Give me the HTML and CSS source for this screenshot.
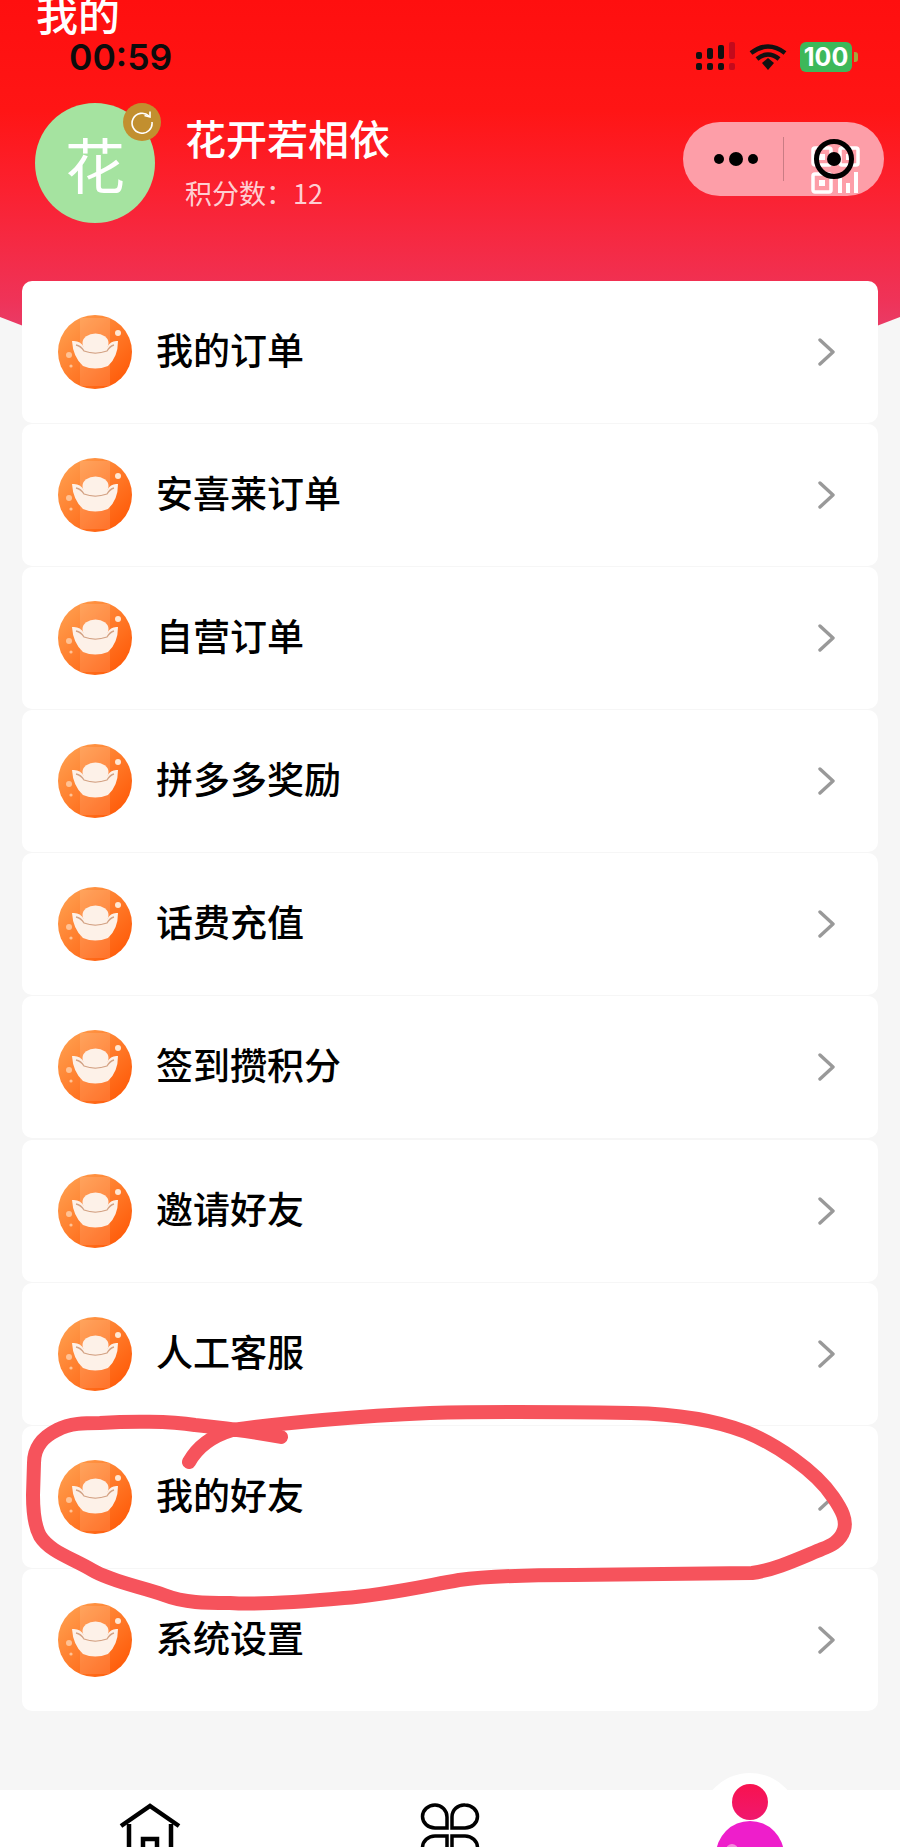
FILE: index.html
```html
<!DOCTYPE html>
<html lang="zh-CN">
<head>
  <meta charset="UTF-8" />
  <meta name="viewport" content="width=device-width,initial-scale=1.0" />
  <title>我的</title>
  <link rel="stylesheet" href="styles.css">
</head>
<body>
  <svg class="defs" width="0" height="0">
    <defs>
      <linearGradient id="ingotBg" x1="0" y1="0" x2="1" y2="1">
        <stop offset="0" stop-color="#ffa555" />
        <stop offset="1" stop-color="#ff5200" />
      </linearGradient>
      <linearGradient id="headFill" x1="0" y1="0" x2="0" y2="1">
        <stop offset="0" stop-color="#f8124f" />
        <stop offset="1" stop-color="#f0186e" />
      </linearGradient>
      <symbol id="ingot" viewBox="0 0 74 74">
        <circle cx="37" cy="37" r="37" fill="url(#ingotBg)" />
        <path d="M22 3 H52 V71 H22 Z" fill="#fff" opacity="0.12" />
        <path d="M14 26 Q22 25 26 32 L49 32 Q53 25 60 26 Q60 42 50 51 Q37 56 25 51 Q15 42 14 26 Z" fill="#fdf1e8" />
        <path d="M18 30 Q23 31 26 36 Q37 40 49 36 Q52 31 56 30" fill="none" stroke="#d3a284" stroke-width="1.300" />
        <ellipse cx="37.500" cy="28" rx="13" ry="9.500" fill="#fdf1e8" />
        <circle cx="60" cy="18" r="3" fill="#ffe6d2" />
        <circle cx="11" cy="40" r="3" fill="#ffc295" />
        <circle cx="13" cy="51" r="1.600" fill="#ffc295" />
      </symbol>
      <symbol id="chevron" viewBox="0 0 18 28">
        <path d="M2 2 L15 14 L2 26" fill="none" stroke="#999" stroke-width="3.400" stroke-linecap="round" stroke-linejoin="round" />
      </symbol>
    </defs>
  </svg>

  <header class="hero">
    <h1 class="hero-title">我的</h1>

    <div class="status-bar">
      <span class="clock">00:59</span>
      <div class="status-icons">
        <svg class="signal" width="40" height="30" viewBox="0 0 40 30">
          <rect x="0" y="10" width="6" height="7" rx="2" fill="#111" />
          <rect x="11" y="6" width="6" height="11" rx="2" fill="#111" />
          <rect x="22" y="3" width="6" height="14" rx="2" fill="#111" />
          <rect x="33" y="0" width="6" height="17" rx="2" fill="#c40a1c" />
          <rect x="0" y="21" width="6" height="7" rx="2" fill="#111" />
          <rect x="11" y="21" width="6" height="7" rx="2" fill="#111" />
          <rect x="22" y="21" width="6" height="7" rx="2" fill="#111" />
          <rect x="33" y="21" width="6" height="7" rx="2" fill="#c40a1c" />
        </svg>
        <svg class="wifi" width="38" height="28" viewBox="0 0 38 28">
          <path d="M2 10 Q19 -3 36 10" fill="none" stroke="#111" stroke-width="4.500" />
          <path d="M8 16 Q19 7 30 16" fill="none" stroke="#111" stroke-width="4.500" />
          <path d="M13 20 L19 15 L25 20 L19 27 Z" fill="#111" />
        </svg>
        <div class="battery">
          <span class="battery-level">100</span>
          <span class="battery-nub"></span>
        </div>
      </div>
    </div>

    <div class="profile">
      <div class="avatar">
        花
        <span class="avatar-badge">
          <svg width="24" height="24" viewBox="0 0 24 24">
            <path d="M19 6 A10 10 0 1 0 22 12" fill="none" stroke="#fff" stroke-width="1.600" />
            <path d="M14.500 5.500 L20 7 L20 1.500" fill="none" stroke="#fff" stroke-width="1.600" />
          </svg>
        </span>
      </div>
      <div class="profile-text">
        <div class="profile-name">花开若相依</div>
        <div class="profile-score">积分数：12</div>
      </div>
    </div>

    <div class="capsule">
      <svg class="qr" width="50" height="50" viewBox="0 0 50 50">
        <g fill="none" stroke="#fff" stroke-width="3.500">
          <rect x="2" y="3" width="18" height="17" rx="2" />
          <rect x="29" y="3" width="18" height="17" rx="2" />
          <rect x="2" y="29" width="18" height="18" rx="2" />
        </g>
        <g fill="#fff">
          <rect x="8" y="9" width="6" height="6" />
          <rect x="35" y="9" width="6" height="6" />
          <rect x="8" y="35" width="6" height="6" />
          <rect x="27" y="31" width="4" height="17" />
          <rect x="35" y="38" width="4" height="10" />
          <rect x="43" y="27" width="4" height="21" />
        </g>
      </svg>
      <div class="capsule-dots">
        <span class="dot"></span>
        <span class="dot dot-big"></span>
        <span class="dot"></span>
      </div>
      <span class="capsule-line"></span>
      <div class="capsule-target"><span></span></div>
    </div>
  </header>

  <ul class="menu">
    <li class="menu-item"><svg class="menu-icon"><use href="#ingot" /></svg><span class="menu-label">我的订单</span><svg class="menu-arrow"><use href="#chevron" /></svg></li>
    <li class="menu-item"><svg class="menu-icon"><use href="#ingot" /></svg><span class="menu-label">安喜莱订单</span><svg class="menu-arrow"><use href="#chevron" /></svg></li>
    <li class="menu-item"><svg class="menu-icon"><use href="#ingot" /></svg><span class="menu-label">自营订单</span><svg class="menu-arrow"><use href="#chevron" /></svg></li>
    <li class="menu-item"><svg class="menu-icon"><use href="#ingot" /></svg><span class="menu-label">拼多多奖励</span><svg class="menu-arrow"><use href="#chevron" /></svg></li>
    <li class="menu-item"><svg class="menu-icon"><use href="#ingot" /></svg><span class="menu-label">话费充值</span><svg class="menu-arrow"><use href="#chevron" /></svg></li>
    <li class="menu-item"><svg class="menu-icon"><use href="#ingot" /></svg><span class="menu-label">签到攒积分</span><svg class="menu-arrow"><use href="#chevron" /></svg></li>
    <li class="menu-item"><svg class="menu-icon"><use href="#ingot" /></svg><span class="menu-label">邀请好友</span><svg class="menu-arrow"><use href="#chevron" /></svg></li>
    <li class="menu-item"><svg class="menu-icon"><use href="#ingot" /></svg><span class="menu-label">人工客服</span><svg class="menu-arrow"><use href="#chevron" /></svg></li>
    <li class="menu-item"><svg class="menu-icon"><use href="#ingot" /></svg><span class="menu-label">我的好友</span><svg class="menu-arrow"><use href="#chevron" /></svg></li>
    <li class="menu-item"><svg class="menu-icon"><use href="#ingot" /></svg><span class="menu-label">系统设置</span><svg class="menu-arrow"><use href="#chevron" /></svg></li>
  </ul>

  <nav class="tabbar">
    <div class="tab">
      <svg width="62" height="64" viewBox="0 0 62 64">
        <path d="M2 23 L31 3 L60 23" fill="none" stroke="#000" stroke-width="4.500" />
        <path d="M10 21 V64 M52 21 V64" fill="none" stroke="#000" stroke-width="4.500" />
        <rect x="24" y="36" width="14" height="28" fill="none" stroke="#000" stroke-width="4.500" />
      </svg>
    </div>
    <div class="tab">
      <svg width="60" height="60" viewBox="0 0 60 60">
        <g fill="none" stroke="#000" stroke-width="3.500">
          <path d="M27 25 H15 A12.500 11.500 0 0 1 15 2 A12 12 0 0 1 27 14 Z" />
          <path d="M32 25 H45 A12.500 11.500 0 0 0 45 2 A12 12 0 0 0 32 14 Z" />
          <path d="M27 33 H15 A12.500 11.500 0 0 0 15 56 A12 12 0 0 0 27 44 Z" />
          <path d="M32 33 H45 A12.500 11.500 0 0 1 45 56 A12 12 0 0 1 32 44 Z" />
        </g>
      </svg>
    </div>
    <div class="tab tab-active">
      <span class="tab-bump"></span>
      <svg class="tab-person" width="72" height="90" viewBox="0 0 72 90">
        <circle cx="36" cy="18" r="18" fill="url(#headFill)" />
        <circle cx="36" cy="71" r="34" fill="#ee1ecb" />
        <circle cx="18" cy="66" r="6" fill="#f58add" />
      </svg>
    </div>
  </nav>

  <svg class="scribble" width="900" height="1847" viewBox="0 0 900 1847">
    <path d="M189 1462 C198 1446 212 1436 232 1430 C280 1423 360 1416 430 1413 C500 1411 570 1412 631 1413 C680 1414 715 1420 746 1432 C775 1444 815 1470 833 1497 C842 1510 847 1520 844 1530 C840 1542 830 1546 822 1549 C800 1558 775 1570 752 1573 C690 1574 630 1574 574 1575 C520 1575 480 1577 459 1580 C420 1587 380 1596 344 1598 C300 1602 260 1605 230 1603 C205 1603 185 1603 164 1595 C143 1587 112 1582 92 1570 C72 1558 50 1552 40 1536 C34 1525 33 1510 33 1495 L34 1463 C34 1445 45 1436 57 1430 C70 1423 85 1423 100 1423 C130 1421 170 1421 195 1425 C225 1428 255 1432 281 1437" fill="none" stroke="#f6535c" stroke-width="14" stroke-linecap="round" stroke-linejoin="round" />
  </svg>
</body>
</html>
```

FILE: styles.css
```css
* {
  box-sizing: border-box;
}

body {
  margin: 0;
  height: 100vh;
  overflow: hidden;
  position: relative;
  display: flex;
  flex-direction: column;
  background: #f6f6f6;
  font-family: "Noto Sans CJK SC", "Noto Sans", sans-serif;
}

.defs {
  position: absolute;
}

/* header */
.hero {
  position: relative;
  height: 281px;
  flex-shrink: 0;
}

.hero::before {
  content: "";
  position: absolute;
  top: 0;
  left: 0;
  right: 0;
  height: 400px;
  clip-path: path("M0 0 H900 V317 Q450 497 0 317 Z");
  background: linear-gradient(180deg, #ff0f0f 0, #ff1515 110px, #fb2130 190px, #ef3358 300px, #d9508c 400px);
}

.hero > * {
  position: relative;
}

.hero-title {
  margin: -9px 0 0 36px;
  height: 43px;
  font-size: 42px;
  line-height: 43px;
  font-weight: 500;
  color: #fff;
}

.status-bar {
  display: flex;
  justify-content: space-between;
  align-items: center;
  height: 40px;
  margin-top: 3px;
  padding: 0 42px 0 69px;
}

.clock {
  font-family: Inter, "Liberation Sans", sans-serif;
  font-size: 35.5px;
  font-weight: 600;
  color: #0c0c0c;
}

.status-icons {
  display: flex;
  align-items: center;
  gap: 13px;
}

.battery {
  display: flex;
  align-items: center;
  gap: 2px;
}

.battery-level {
  width: 52px;
  height: 30px;
  border-radius: 6px;
  background: #3db85a;
  color: #fff;
  font-family: Inter, "Liberation Sans", sans-serif;
  font-size: 25px;
  font-weight: 700;
  line-height: 30px;
  text-align: center;
}

.battery-nub {
  width: 4px;
  height: 10px;
  border-radius: 0 3px 3px 0;
  background: #a5a53a;
}

.profile {
  display: flex;
  align-items: center;
  gap: 30px;
  margin: 26px 0 0 35px;
}

.avatar {
  position: relative;
  width: 120px;
  height: 120px;
  border-radius: 50%;
  background: #a5e3a0;
  color: #fff;
  font-size: 60px;
  line-height: 120px;
  text-align: center;
}

.avatar-badge {
  position: absolute;
  top: 0;
  right: -6px;
  width: 38px;
  height: 38px;
  border-radius: 50%;
  background: #c28f2f;
  display: flex;
  align-items: center;
  justify-content: center;
}

.profile-text {
  margin-top: -5px;
}

.profile-name {
  font-size: 41px;
  line-height: 56px;
  font-weight: 500;
  color: #fff;
}

.profile-score {
  margin-top: 9px;
  font-size: 27px;
  line-height: 38px;
  color: rgba(255, 255, 255, 0.8);
}

/* wechat capsule */
.hero > .capsule {
  position: absolute;
  top: 122px;
  left: 683px;
  width: 201px;
  height: 74px;
  border-radius: 37px;
  background: #fd9ea8;
  display: flex;
  align-items: center;
}

.qr {
  position: absolute;
  top: 23px;
  left: 128px;
}

.capsule-dots {
  display: flex;
  align-items: center;
  gap: 5px;
  margin-left: 31px;
}

.dot {
  width: 10px;
  height: 10px;
  border-radius: 50%;
  background: #000;
}

.dot-big {
  width: 14px;
  height: 14px;
}

.capsule-line {
  width: 1px;
  height: 44px;
  margin-left: 25px;
  background: #c97c84;
}

.capsule-target {
  position: relative;
  width: 40px;
  height: 40px;
  margin-left: 30px;
  border: 5px solid #000;
  border-radius: 50%;
  display: flex;
  align-items: center;
  justify-content: center;
}

.capsule-target span {
  width: 14px;
  height: 14px;
  border-radius: 50%;
  background: #000;
}

/* menu */
.menu {
  position: relative;
  flex: 1;
  list-style: none;
  margin: 0 22px;
  padding: 0;
  display: flex;
  flex-direction: column;
  gap: 1.1px;
}

.menu-item {
  display: flex;
  align-items: center;
  height: 142px;
  flex-shrink: 0;
  padding: 0 42px 0 36px;
  border-radius: 10px;
  background: #fff;
}

.menu-icon {
  width: 74px;
  height: 74px;
  flex-shrink: 0;
}

.menu-label {
  flex: 1;
  margin-left: 24px;
  padding-bottom: 6px;
  font-size: 37px;
  font-weight: 500;
  color: #000;
}

.menu-arrow {
  width: 18px;
  height: 28px;
  flex-shrink: 0;
}

/* bottom bar */
.tabbar {
  position: relative;
  height: 57px;
  flex-shrink: 0;
  background: #fff;
  display: flex;
}

.tab {
  position: relative;
  flex: 1;
  display: flex;
  justify-content: center;
  padding-top: 13px;
}

.tab-bump {
  position: absolute;
  top: -17px;
  left: 100px;
  width: 100px;
  height: 100px;
  border-radius: 50%;
  background: #fff;
}

.tab-person {
  position: relative;
  margin-top: -19px;
}

/* red marker ring drawn on the screenshot */
.scribble {
  position: absolute;
  top: 0;
  left: 0;
  pointer-events: none;
}
```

■ ■ ■ ■ ■

**Directive**
Collect, from the material above, every line containing the word "screenshot".

**Complete response**
Give me the HTML and CSS source for this screenshot.
/* red marker ring drawn on the screenshot */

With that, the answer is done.